The Intergovernmental Panel on Climate Change (IPCC) assessed with medium confidence that there has been an anthropogenic influence in the intensification of heavy rainfall at the global scale. Nevertheless, when taking into account gauge-based evidence, no clear climate-driven global change in the magnitude or frequency of floods has been identified in recent decades. This paper follows up on a previous nonstationary flood frequency analysis in the Itajaí River, which is located in the Southeastern South America region, where evidence of significant and complex relationships between El Niño-Southern Oscillation (ENSO) and hydrometeorological extremes has been found. The identified climate-flood link is further explored using sea surface temperature (SST) output from CMIP5 models under different representative concentration pathway (RCP) scenarios.
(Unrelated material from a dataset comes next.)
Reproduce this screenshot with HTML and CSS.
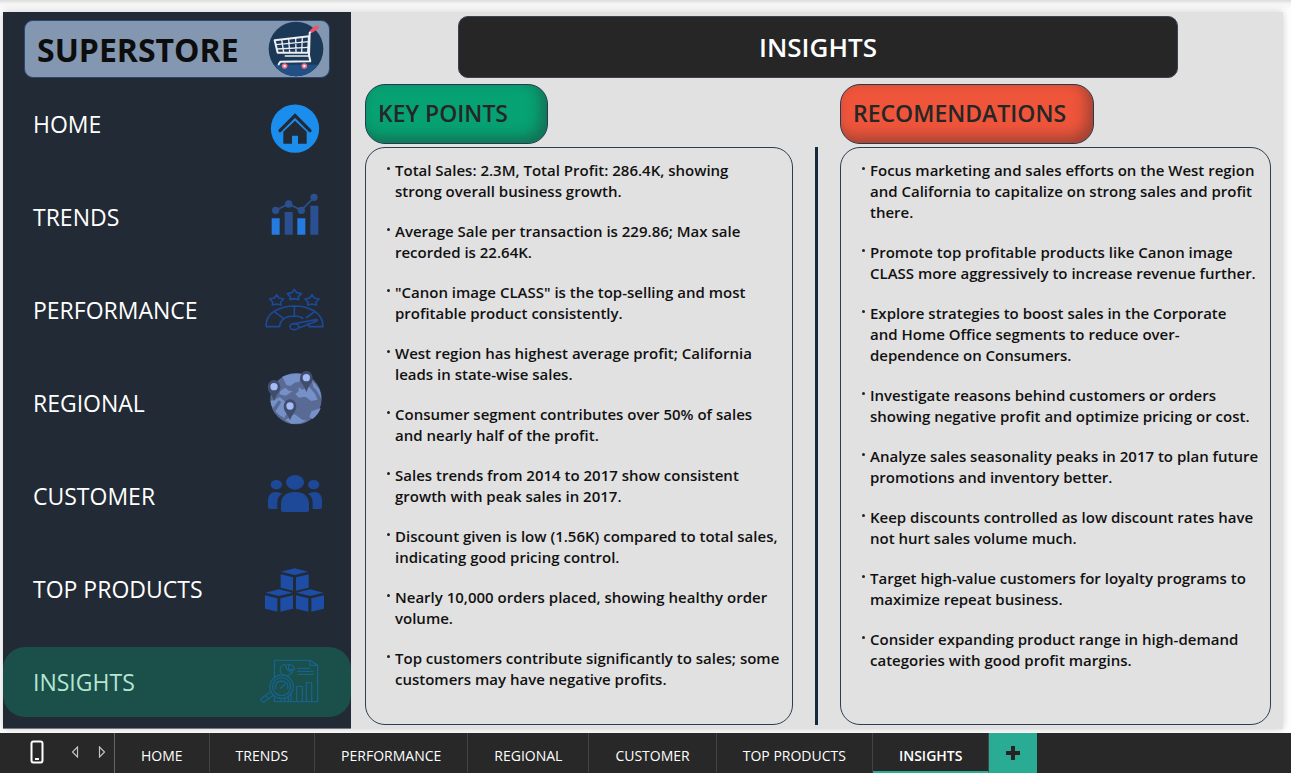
FILE: index.html
```html
<!DOCTYPE html>
<html lang="en">
<head>
<meta charset="utf-8">
<title>Superstore Insights</title>
<link rel="stylesheet" href="styles.css">
</head>
<body>
<div class="report">
  <aside class="sidebar">
    <div class="brand">
      <span class="brand-name">SUPERSTORE</span>
      <svg class="brand-logo" viewBox="805 63 168 168" aria-hidden="true">
        <defs><clipPath id="disc"><circle cx="889" cy="147" r="82"/></clipPath></defs>
        <circle cx="889" cy="147" r="82" fill="#1c3857"/>
        <rect x="805" y="194" width="168" height="40" fill="#225084" clip-path="url(#disc)"/>
        <g fill="none" stroke="#eceff4" stroke-linejoin="round" stroke-linecap="round">
          <path d="M825 121L928 109L925 158L834 158Z" stroke-width="6"/>
          <path d="M829 134L927 125M831 147L926 142M846 119L852 157M867 117L870 157M888 114L889 157M908 112L906 157" stroke-width="4"/>
          <path d="M936 93L930 98L928 166L932 184L842 185L837 193" stroke-width="6"/>
          <path d="M857 168H928" stroke-width="5"/>
        </g>
        <path d="M937 92L952 82" stroke="#f4506a" stroke-width="11" stroke-linecap="round"/>
        <g fill="#fff" stroke="#ee6c84" stroke-width="5"><circle cx="855" cy="198" r="6"/><circle cx="914" cy="198" r="6"/></g>
      </svg>
    </div>
    <nav class="nav">
      <a class="nav-item" href="#home">HOME
        <svg viewBox="777 267 210 210" aria-hidden="true">
          <circle cx="885" cy="386" r="72.500" fill="#1b8ded"/>
          <path d="M840 392L885 347L930 392" fill="none" stroke="#222a35" stroke-width="10" stroke-linecap="round"/>
          <path d="M850 395L885 362L920 395V431H894V407H876V431H850Z" fill="#222a35"/>
        </svg></a>
      <a class="nav-item" href="#trends">TRENDS
        <svg viewBox="57 6 210 210" aria-hidden="true">
          <path d="M95 115h24v49h-24zM172 115h24v49h-24z" fill="#267be0"/>
          <path d="M134 96h24v68h-24zM211 77h24v87h-24z" fill="#2b5092"/>
          <path d="M107 91L146 72L184 91L222 52" fill="none" stroke="#2b5092" stroke-width="5"/>
          <g fill="#2b5092"><circle cx="107" cy="91" r="11"/><circle cx="146" cy="72" r="11"/><circle cx="184" cy="91" r="11"/><circle cx="222" cy="52" r="11"/></g>
        </svg></a>
      <a class="nav-item" href="#performance">PERFORMANCE
        <svg viewBox="57 285 210 210" aria-hidden="true">
          <g fill="none" stroke="#1d4998" stroke-width="5" stroke-linejoin="round">
            <path id="star" d="M163 328L170 338L184 341L175 350L176 359L163 356L150 359L151 350L142 341L156 338Z"/>
            <use href="#star" x="-53" y="16"/><use href="#star" x="53" y="16"/>
            <path d="M78 440Q78 408 103 394Q130 378 164 378Q197 378 224 394Q249 410 249 440H208L204 429M78 440H119Q121 409 163 408Q180 408 190 416M103 395L131 416M163 378V408M224 395L198 414"/>
            <path d="M158 432L228 419Q235 419 229 424L176 444"/>
            <ellipse cx="163" cy="440" rx="13" ry="9"/>
          </g>
        </svg></a>
      <a class="nav-item" href="#regional">REGIONAL
        <svg viewBox="57 54 210 210" aria-hidden="true">
          <circle cx="168" cy="146" r="77" fill="#596b95"/>
          <g fill="#7690c8">
            <path d="M127 80Q153 68 187 72L178 95L164 98L151 108L139 105Z"/>
            <path d="M187 119L208 111L225 131L233 149L214 153L196 140L177 143L166 132L176 124V112Z"/>
            <path d="M91 152L104 150L119 141L134 154L145 180L133 204Q95 184 91 152ZM121 123L135 113L147 122L158 124L137 137L118 133Z"/>
            <path d="M163 192L187 209L199 211Q182 224 154 221L136 210ZM214 184L242 174Q236 194 217 207L208 201Z"/>
            <path d="M216 93Q243 112 244 147Q236 132 229 120L220 112Z"/>
          </g>
          <path d="M97 176L116 151L124 156L104 188Z" fill="#596b95"/>
          <g id="pin"><path d="M199 126Q194 110 183 97C175 77 187 63 199 63S224 77 215 97Q204 111 199 126Z" fill="#414d6d"/><circle cx="199" cy="83" r="11" fill="#a5bcf6"/></g>
          <use href="#pin" x="-97" y="27"/><use href="#pin" x="-49" y="85"/>
        </svg></a>
      <a class="nav-item" href="#customer">CUSTOMER
        <svg viewBox="57 333 210 210" aria-hidden="true">
          <g fill="#1d4998"><ellipse cx="165" cy="397" rx="27" ry="22"/><ellipse cx="109" cy="404" rx="17" ry="14"/><ellipse cx="221" cy="404" rx="17" ry="14"/>
          <path d="M123 480V460Q126 426 165 426T207 460V480Q207 486 201 486H129Q123 486 123 480ZM84 471V448Q87 426 107 426Q118 426 126 431Q112 441 112 458V477H90Q84 477 84 471ZM246 471V448Q243 426 223 426Q212 426 204 431Q218 441 218 458V477H240Q246 477 246 471Z"/></g>
        </svg></a>
      <a class="nav-item" href="#products">TOP PRODUCTS
        <svg viewBox="57 12 210 210" aria-hidden="true">
          <g fill="#1d4da5"><path id="box" d="M164 55L205 65L164 75L123 65ZM122 73L159 82V122L122 113ZM168 82L206 73V113L168 122Z"/>
          <use href="#box" x="-47" y="63"/><use href="#box" x="46" y="63"/></g>
        </svg></a>
      <a class="nav-item nav-item-active" href="#insights" aria-current="page">INSIGHTS
        <svg viewBox="57 291 210 210" aria-hidden="true">
          <g fill="none" stroke="#17618c" stroke-width="4" stroke-linejoin="round">
            <path d="M103 388V331H209L233 346V455H103V437M209 331V346H233"/>
            <path d="M136 343A19 17 0 1 0 158 362L141 359ZM141 343Q163 343 164 359H146V343M146 361L156 371M172 355H210M172 364H221M172 373H221"/>
            <circle cx="125" cy="410" r="35"/><circle cx="125" cy="410" r="27"/>
            <path d="M107 417Q104 393 126 393Q148 396 143 417M120 416L136 401M92 425L63 446Q60 452 71 457L101 435M77 438L88 447M145 455V440L153 429V455M170 455V409H187V455M199 455V398H215V455M123 455V445M134 455V444"/>
          </g>
        </svg></a>
    </nav>
  </aside>

  <main class="content">
    <h1 class="title">INSIGHTS</h1>
    <div class="columns">
      <section class="column column-points">
        <h2 class="badge badge-green">KEY POINTS</h2>
        <ul class="panel">
          <li>Total Sales: 2.3M, Total Profit: 286.4K, showing<br>strong overall business growth.</li>
          <li>Average Sale per transaction is 229.86; Max sale recorded is 22.64K.</li>
          <li>"Canon image CLASS" is the top-selling and most profitable product consistently.</li>
          <li>West region has highest average profit; California leads in state-wise sales.</li>
          <li>Consumer segment contributes over 50% of sales<br>and nearly half of the profit.</li>
          <li>Sales trends from 2014 to 2017 show consistent growth with peak sales in 2017.</li>
          <li>Discount given is low (1.56K) compared to total sales, indicating good pricing control.</li>
          <li>Nearly 10,000 orders placed, showing healthy order volume.</li>
          <li>Top customers contribute significantly to sales; some customers may have negative profits.</li>
        </ul>
      </section>
      <div class="divider"></div>
      <section class="column column-actions">
        <h2 class="badge badge-red">RECOMENDATIONS</h2>
        <ul class="panel">
          <li>Focus marketing and sales efforts on the West region and California to capitalize on strong sales and profit there.</li>
          <li>Promote top profitable products like Canon image CLASS more aggressively to increase revenue further.</li>
          <li>Explore strategies to boost sales in the Corporate<br>and Home Office segments to reduce over-<wbr>dependence on Consumers.</li>
          <li>Investigate reasons behind customers or orders showing negative profit and optimize pricing or cost.</li>
          <li>Analyze sales seasonality peaks in 2017 to plan future promotions and inventory better.</li>
          <li>Keep discounts controlled as low discount rates have not hurt sales volume much.</li>
          <li>Target high-value customers for loyalty programs to maximize repeat business.</li>
          <li>Consider expanding product range in high-demand categories with good profit margins.</li>
        </ul>
      </section>
    </div>
  </main>
</div>

<footer class="tabbar">
  <div class="tools">
    <button class="tool" aria-label="Mobile layout"><svg width="14" height="24" viewBox="0 0 14 24"><rect x="1.500" y="1.500" width="11" height="21" rx="2" fill="none" stroke="#fff" stroke-width="2"/><path d="M5 19h4" stroke="#fff" stroke-width="2"/></svg></button>
    <button class="tool" aria-label="Previous page"><svg width="8" height="12" viewBox="0 0 8 12"><path d="M6.500 1V11L1.500 6Z" fill="none" stroke="#c5c2bd" stroke-width="1.200"/></svg></button>
    <button class="tool" aria-label="Next page"><svg width="8" height="12" viewBox="0 0 8 12"><path d="M1.500 1V11L6.500 6Z" fill="none" stroke="#c5c2bd" stroke-width="1.200"/></svg></button>
  </div>
  <button class="tab">HOME</button>
  <button class="tab">TRENDS</button>
  <button class="tab">PERFORMANCE</button>
  <button class="tab">REGIONAL</button>
  <button class="tab">CUSTOMER</button>
  <button class="tab">TOP PRODUCTS</button>
  <button class="tab tab-active">INSIGHTS</button>
  <button class="add" aria-label="New page"><svg width="14" height="14" viewBox="0 0 14 14"><path d="M7 0V14M0 7H14" stroke="#252423" stroke-width="4"/></svg></button>
</footer>
</body>
</html>
```
FILE: styles.css
```css
* { box-sizing: border-box; }

body {
  margin: 0;
  min-height: 100vh;
  display: flex;
  flex-direction: column;
  background: linear-gradient(#dcdcdc, #f6f6f6 4px, #fff 12px);
  font-family: "Open Sans", "Noto Sans", sans-serif;
}

button { border: 0; padding: 0; background: none; font: inherit; color: inherit; }

.report {
  flex: 1;
  display: flex;
  margin: 12px 8px 4px 3px;
  background: #e1e1e1;
  box-shadow: 0 0 8px rgba(0, 0, 0, 0.2);
}

.sidebar {
  flex: 0 0 348px;
  background: #222a35;
  border-bottom: 1px solid #77777f;
}

.brand {
  display: flex;
  align-items: center;
  justify-content: space-between;
  height: 58px;
  margin: 8px 21px 11px;
  padding: 0 5px 0 12px;
  border: 1px solid #2c4674;
  border-radius: 9px;
  background: #8497b0;
}

.brand-name { color: #0d0d0d; font-size: 32px; font-weight: 700; }
.brand-logo { width: 56px; height: 56px; }

.nav { display: flex; flex-direction: column; gap: 23px; }

.nav-item {
  display: flex;
  align-items: center;
  justify-content: space-between;
  height: 70px;
  padding: 0 22px 0 30px;
  border-radius: 22px;
  color: #fff;
  font-size: 23px;
  text-decoration: none;
}

.nav-item svg { width: 70px; height: 70px; }
.nav-item-active { background: #1b4f49; color: #b5e5d3; }

.content {
  flex: 1;
  display: flex;
  flex-direction: column;
  padding: 4px 12px 4px 14px;
}

.title {
  width: 720px;
  max-width: 100%;
  margin: 0 auto 6px;
  border: 1px solid #3b4257;
  border-radius: 10px;
  background: #262626;
  color: #fff;
  font-size: 26px;
  font-weight: 600;
  line-height: 60px;
  text-align: center;
}

.columns { flex: 1; display: flex; gap: 22px; }
.column { display: flex; flex-direction: column; gap: 3px; align-items: flex-start; }
.column-points { flex: 428 1 0; }
.column-actions { flex: 431 1 0; }

.badge {
  margin: 0;
  padding: 0 27px 2px 12px;
  border: 1px solid #253a50;
  border-radius: 20px;
  color: #262626;
  font-size: 23px;
  font-weight: 600;
  line-height: 56px;
}

.badge-green { padding-right: 39px; background: #07a273; box-shadow: inset -6px -6px 14px rgba(38, 38, 38, 0.4); }
.badge-red { background: #ef553b; box-shadow: inset -6px -6px 14px rgba(38, 38, 38, 0.4); }

.panel {
  flex: 1;
  width: 100%;
  display: flex;
  flex-direction: column;
  gap: 19px;
  margin: 0;
  padding: 12px 8px 12px 29px;
  border: 1px solid #2b3e52;
  border-radius: 20px;
  color: #111;
  font-size: 15px;
  font-weight: 600;
  line-height: 21px;
  list-style: none;
}

.panel li { position: relative; }

.panel li::before {
  content: "";
  position: absolute;
  left: -8px;
  top: 7px;
  width: 3px;
  height: 3px;
  border-radius: 50%;
  background: #222;
}

.divider { width: 3px; margin-top: 63px; background: #17293f; }

.tabbar {
  display: flex;
  height: 40px;
  background: #282828;
  color: #fff;
  font-size: 14px;
}

.tools {
  display: flex;
  align-items: center;
  gap: 19px;
  padding: 0 8px 3px 30px;
  border-right: 1px solid #666;
}

.tool { display: flex; }
.tool:first-child { margin-right: 8px; }

.tab {
  padding: 6px 26px 0;
  border-right: 1px solid #444;
  border-bottom: 2px solid transparent;
}

.tab-active { border-bottom-color: #2aac94; font-weight: 600; }

.add {
  display: flex;
  align-items: center;
  justify-content: center;
  width: 48px;
  background: #2aac94;
}
```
Results are inconclusive as to whether it is possible to make a statement on scenario-forced climate change impacts on the flood regime of the Itajaí river basin. The overall outcome of the analysis is that, given that sample sizes are adequate, stationary models seem to be sufficiently robust for engineering design as they describe the variability of the hydrological processes over a large period, even if annual flood probabilities exhibit a strong year-to-year dependence on ENSO.